:: THE REQUEST ::
Comb the records below for the string "React" and copy each line where it turns up.

:: STORED ROWS ::
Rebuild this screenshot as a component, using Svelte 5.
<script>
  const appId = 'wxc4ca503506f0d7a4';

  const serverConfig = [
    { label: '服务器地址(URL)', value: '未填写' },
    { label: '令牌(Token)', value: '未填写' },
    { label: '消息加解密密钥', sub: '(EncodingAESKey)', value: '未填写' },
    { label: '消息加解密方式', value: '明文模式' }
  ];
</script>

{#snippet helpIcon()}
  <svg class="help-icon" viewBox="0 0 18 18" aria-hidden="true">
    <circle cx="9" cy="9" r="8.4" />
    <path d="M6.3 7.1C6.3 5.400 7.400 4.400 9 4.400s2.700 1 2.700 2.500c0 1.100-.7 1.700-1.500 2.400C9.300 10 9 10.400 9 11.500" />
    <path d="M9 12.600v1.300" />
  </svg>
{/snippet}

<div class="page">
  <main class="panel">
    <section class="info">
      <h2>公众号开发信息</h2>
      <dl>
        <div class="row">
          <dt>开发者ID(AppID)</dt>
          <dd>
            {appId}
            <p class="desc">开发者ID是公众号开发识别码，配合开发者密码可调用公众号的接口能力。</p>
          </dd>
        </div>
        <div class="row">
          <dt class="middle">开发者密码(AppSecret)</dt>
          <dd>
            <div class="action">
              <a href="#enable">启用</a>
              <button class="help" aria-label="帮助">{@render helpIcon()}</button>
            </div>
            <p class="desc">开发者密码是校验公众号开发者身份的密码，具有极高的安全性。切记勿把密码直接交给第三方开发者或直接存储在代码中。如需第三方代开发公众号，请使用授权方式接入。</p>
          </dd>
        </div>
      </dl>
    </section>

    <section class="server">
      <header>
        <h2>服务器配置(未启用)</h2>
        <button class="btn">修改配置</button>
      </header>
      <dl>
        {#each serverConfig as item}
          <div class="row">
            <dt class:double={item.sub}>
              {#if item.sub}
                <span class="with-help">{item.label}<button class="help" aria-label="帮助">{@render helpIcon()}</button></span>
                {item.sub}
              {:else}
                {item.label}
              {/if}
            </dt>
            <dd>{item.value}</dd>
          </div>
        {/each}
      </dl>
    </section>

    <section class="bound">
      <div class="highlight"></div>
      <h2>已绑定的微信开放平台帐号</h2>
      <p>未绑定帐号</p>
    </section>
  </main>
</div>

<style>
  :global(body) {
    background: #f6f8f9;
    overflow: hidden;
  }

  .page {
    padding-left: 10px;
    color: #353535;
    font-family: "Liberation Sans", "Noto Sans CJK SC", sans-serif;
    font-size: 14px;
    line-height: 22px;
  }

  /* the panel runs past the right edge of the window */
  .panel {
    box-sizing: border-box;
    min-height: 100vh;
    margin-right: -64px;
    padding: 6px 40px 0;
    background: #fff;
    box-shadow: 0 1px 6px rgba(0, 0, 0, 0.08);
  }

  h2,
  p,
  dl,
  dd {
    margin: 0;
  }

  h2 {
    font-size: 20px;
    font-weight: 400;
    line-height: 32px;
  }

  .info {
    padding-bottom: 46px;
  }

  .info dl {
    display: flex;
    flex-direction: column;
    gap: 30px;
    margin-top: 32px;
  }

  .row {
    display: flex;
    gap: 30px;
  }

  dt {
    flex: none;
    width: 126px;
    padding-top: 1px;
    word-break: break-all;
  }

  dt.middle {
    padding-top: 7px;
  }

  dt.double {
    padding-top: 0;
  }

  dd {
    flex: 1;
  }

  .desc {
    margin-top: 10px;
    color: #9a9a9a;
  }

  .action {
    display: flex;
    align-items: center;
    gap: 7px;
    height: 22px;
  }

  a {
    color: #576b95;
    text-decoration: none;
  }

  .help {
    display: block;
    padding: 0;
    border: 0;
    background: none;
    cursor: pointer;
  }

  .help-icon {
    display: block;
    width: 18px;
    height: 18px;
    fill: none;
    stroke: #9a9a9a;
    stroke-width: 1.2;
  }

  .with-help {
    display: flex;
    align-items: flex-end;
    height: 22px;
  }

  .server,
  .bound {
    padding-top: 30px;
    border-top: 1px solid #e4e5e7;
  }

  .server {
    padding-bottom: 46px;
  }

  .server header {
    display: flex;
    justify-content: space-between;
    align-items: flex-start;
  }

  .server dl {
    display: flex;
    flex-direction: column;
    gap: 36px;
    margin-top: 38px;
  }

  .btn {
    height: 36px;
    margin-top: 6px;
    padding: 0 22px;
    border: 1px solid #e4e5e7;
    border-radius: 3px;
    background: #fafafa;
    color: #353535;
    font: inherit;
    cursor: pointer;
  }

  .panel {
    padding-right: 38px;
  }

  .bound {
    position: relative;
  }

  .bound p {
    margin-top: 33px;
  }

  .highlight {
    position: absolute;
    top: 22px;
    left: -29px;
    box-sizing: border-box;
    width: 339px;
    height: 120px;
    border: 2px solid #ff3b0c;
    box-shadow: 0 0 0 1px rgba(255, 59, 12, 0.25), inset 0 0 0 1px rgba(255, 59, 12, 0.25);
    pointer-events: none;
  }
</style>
* * *
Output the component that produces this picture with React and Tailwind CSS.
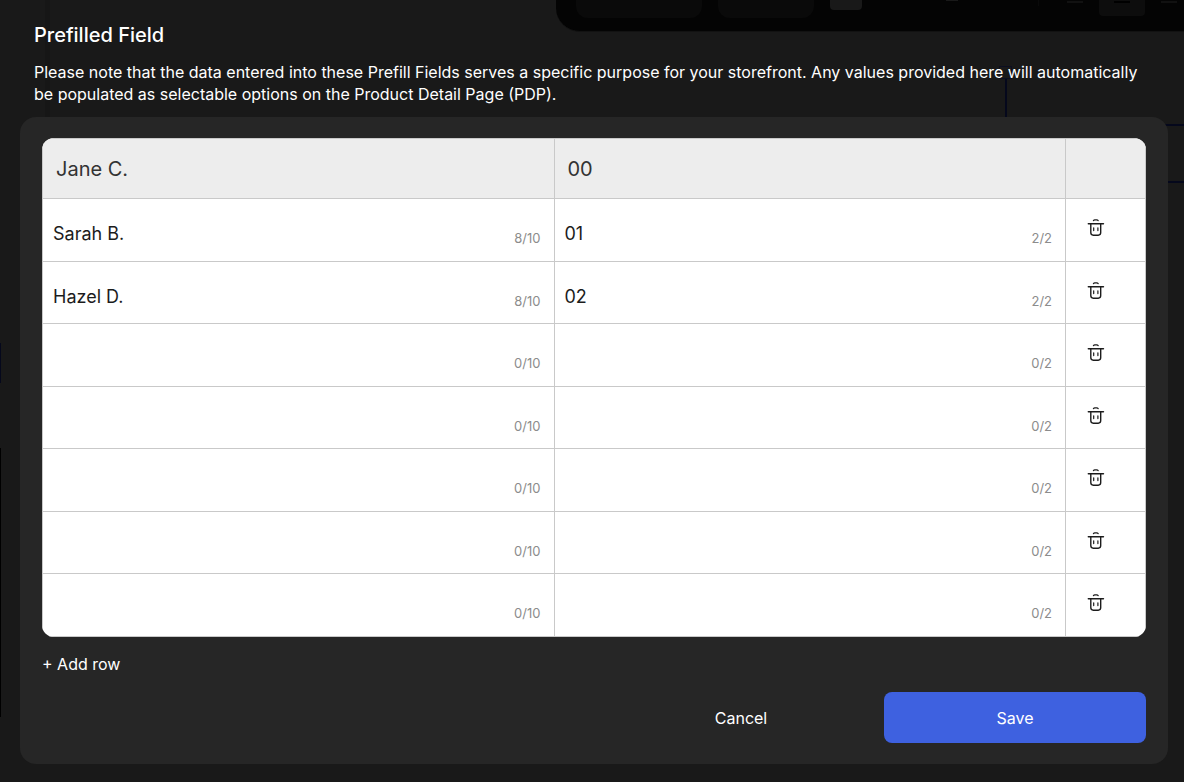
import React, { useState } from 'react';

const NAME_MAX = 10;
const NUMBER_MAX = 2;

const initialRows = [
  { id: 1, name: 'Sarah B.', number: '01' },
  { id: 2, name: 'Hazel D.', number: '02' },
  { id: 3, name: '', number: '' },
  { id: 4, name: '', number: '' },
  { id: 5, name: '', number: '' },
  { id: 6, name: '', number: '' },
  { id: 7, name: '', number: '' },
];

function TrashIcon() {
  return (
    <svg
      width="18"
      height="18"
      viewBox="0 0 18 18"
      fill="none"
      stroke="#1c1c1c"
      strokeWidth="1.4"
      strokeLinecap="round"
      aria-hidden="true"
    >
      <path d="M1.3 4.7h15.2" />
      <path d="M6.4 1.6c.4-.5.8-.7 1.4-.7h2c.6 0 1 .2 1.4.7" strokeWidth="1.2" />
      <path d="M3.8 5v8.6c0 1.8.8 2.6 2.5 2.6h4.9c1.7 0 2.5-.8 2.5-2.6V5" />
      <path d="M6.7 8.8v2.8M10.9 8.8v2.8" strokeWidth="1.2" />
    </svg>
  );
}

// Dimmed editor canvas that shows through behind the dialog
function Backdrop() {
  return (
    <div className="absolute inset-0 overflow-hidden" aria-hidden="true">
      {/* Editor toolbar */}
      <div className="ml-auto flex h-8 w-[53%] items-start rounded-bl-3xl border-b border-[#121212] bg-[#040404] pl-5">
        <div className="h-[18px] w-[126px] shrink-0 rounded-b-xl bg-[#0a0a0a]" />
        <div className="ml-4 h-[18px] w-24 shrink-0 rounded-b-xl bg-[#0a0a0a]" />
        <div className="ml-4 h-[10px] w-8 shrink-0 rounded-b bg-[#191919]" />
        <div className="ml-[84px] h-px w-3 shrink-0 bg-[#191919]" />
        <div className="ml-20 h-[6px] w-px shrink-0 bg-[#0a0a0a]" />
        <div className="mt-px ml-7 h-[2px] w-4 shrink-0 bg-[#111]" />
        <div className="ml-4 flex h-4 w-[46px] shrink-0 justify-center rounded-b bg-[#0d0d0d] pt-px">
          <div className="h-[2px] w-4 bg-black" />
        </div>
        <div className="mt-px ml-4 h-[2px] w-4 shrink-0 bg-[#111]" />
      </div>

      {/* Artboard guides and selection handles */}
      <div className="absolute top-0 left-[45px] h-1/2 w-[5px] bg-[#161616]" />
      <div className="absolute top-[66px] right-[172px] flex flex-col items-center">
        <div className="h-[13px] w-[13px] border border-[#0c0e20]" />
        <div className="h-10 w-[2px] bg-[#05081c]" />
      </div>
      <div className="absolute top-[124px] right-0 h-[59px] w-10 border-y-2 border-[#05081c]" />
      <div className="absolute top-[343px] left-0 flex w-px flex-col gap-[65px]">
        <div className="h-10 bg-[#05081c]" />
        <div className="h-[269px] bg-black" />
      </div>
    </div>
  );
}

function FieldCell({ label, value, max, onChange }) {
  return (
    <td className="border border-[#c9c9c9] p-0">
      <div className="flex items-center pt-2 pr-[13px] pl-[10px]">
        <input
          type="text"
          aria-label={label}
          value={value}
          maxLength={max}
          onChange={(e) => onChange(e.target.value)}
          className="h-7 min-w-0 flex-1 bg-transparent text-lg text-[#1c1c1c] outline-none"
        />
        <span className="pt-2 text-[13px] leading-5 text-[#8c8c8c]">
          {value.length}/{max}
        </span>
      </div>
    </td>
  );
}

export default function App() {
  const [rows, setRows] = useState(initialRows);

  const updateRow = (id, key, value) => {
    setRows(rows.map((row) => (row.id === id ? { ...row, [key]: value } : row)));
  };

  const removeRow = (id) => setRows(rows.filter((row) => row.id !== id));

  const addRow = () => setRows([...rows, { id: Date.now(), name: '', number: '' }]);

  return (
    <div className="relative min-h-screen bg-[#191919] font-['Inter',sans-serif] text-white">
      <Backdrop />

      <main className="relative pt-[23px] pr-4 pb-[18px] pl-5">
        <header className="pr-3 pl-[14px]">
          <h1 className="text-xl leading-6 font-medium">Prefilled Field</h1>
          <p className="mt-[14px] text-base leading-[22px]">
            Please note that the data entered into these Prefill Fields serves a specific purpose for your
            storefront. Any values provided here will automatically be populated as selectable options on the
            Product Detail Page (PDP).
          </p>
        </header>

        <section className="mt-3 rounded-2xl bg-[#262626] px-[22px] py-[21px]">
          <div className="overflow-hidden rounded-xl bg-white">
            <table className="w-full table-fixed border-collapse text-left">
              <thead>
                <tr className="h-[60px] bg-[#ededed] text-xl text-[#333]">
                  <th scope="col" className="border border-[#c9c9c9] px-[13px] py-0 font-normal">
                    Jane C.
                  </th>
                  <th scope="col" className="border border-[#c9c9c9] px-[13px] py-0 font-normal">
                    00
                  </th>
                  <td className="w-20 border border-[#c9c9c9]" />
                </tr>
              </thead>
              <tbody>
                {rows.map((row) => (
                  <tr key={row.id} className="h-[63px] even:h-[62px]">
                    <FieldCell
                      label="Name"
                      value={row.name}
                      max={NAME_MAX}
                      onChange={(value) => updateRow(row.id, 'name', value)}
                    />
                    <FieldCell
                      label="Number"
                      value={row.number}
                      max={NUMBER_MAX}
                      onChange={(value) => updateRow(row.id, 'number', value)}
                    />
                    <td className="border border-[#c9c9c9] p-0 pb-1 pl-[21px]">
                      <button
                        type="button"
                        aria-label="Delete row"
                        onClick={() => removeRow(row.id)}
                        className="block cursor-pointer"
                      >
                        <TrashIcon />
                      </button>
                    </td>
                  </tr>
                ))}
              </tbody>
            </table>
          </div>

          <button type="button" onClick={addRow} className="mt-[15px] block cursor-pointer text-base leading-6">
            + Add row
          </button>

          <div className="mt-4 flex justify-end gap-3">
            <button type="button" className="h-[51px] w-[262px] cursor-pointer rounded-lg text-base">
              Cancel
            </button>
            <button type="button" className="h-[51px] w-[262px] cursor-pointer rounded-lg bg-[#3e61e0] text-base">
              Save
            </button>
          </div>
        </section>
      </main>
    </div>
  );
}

:: OUTPUT FOR THIS TASK ::
Output the component that produces this picture with React and Tailwind CSS.
import React, { useState } from 'react';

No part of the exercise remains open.